The team used multiple supercomputers to carry out these simulations. Bridges-2 was an important part of the work — its regular memory nodes’ ability to carry out many parallel calculations on an avalanche of data helped give them the confidence that their software wasn’t zeroing out the signal. Then, in a second round of computations, the scientists used the same array of computers to analyze the actual data being generated from their telescopes..

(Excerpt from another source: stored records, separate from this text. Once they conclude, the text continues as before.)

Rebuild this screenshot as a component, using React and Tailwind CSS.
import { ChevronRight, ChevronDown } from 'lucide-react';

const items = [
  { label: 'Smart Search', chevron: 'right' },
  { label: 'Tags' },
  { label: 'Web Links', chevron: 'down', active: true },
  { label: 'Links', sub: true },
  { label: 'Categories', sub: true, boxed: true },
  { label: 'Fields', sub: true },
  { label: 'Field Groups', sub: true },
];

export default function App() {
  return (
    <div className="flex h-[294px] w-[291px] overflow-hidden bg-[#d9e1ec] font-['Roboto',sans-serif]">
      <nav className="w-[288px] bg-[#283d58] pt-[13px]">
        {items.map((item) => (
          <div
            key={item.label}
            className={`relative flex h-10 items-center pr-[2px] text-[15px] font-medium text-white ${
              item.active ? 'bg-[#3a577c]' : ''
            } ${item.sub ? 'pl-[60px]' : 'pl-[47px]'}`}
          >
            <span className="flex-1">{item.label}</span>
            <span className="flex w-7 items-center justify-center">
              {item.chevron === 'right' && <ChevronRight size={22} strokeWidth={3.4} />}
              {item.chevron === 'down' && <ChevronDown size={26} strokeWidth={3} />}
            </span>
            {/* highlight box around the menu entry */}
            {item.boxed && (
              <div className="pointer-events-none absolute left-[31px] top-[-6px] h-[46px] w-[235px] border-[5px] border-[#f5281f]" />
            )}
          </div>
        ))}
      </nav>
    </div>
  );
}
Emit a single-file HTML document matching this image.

The collaborators’ initial findings were encouraging. They haven’t actually detected the 21-cm signal yet. But they have improved the precision of their detection between 2.1 and 2.6 times. That told them that the brightness temperature power spectrum of the 21-centimeter signal at two distances from Earth must be below certain values. This measurement, which shows what temperature a black-box would have to be to generate that frequency signal, has already ruled out a family of hypotheses for how hot the surrounding gas was when the first stars lit. This, in turn, has even in these early results begun to narrow the field of likely explanations for the Universe’s evolution. The scientists reported their results in The Astrophysical Journal in March 2023.

The HERA radiotelescope array consists of hundreds of 14-meter dishes (350, when the array is completed) sensitive to radio signals from the beginning of the Universe.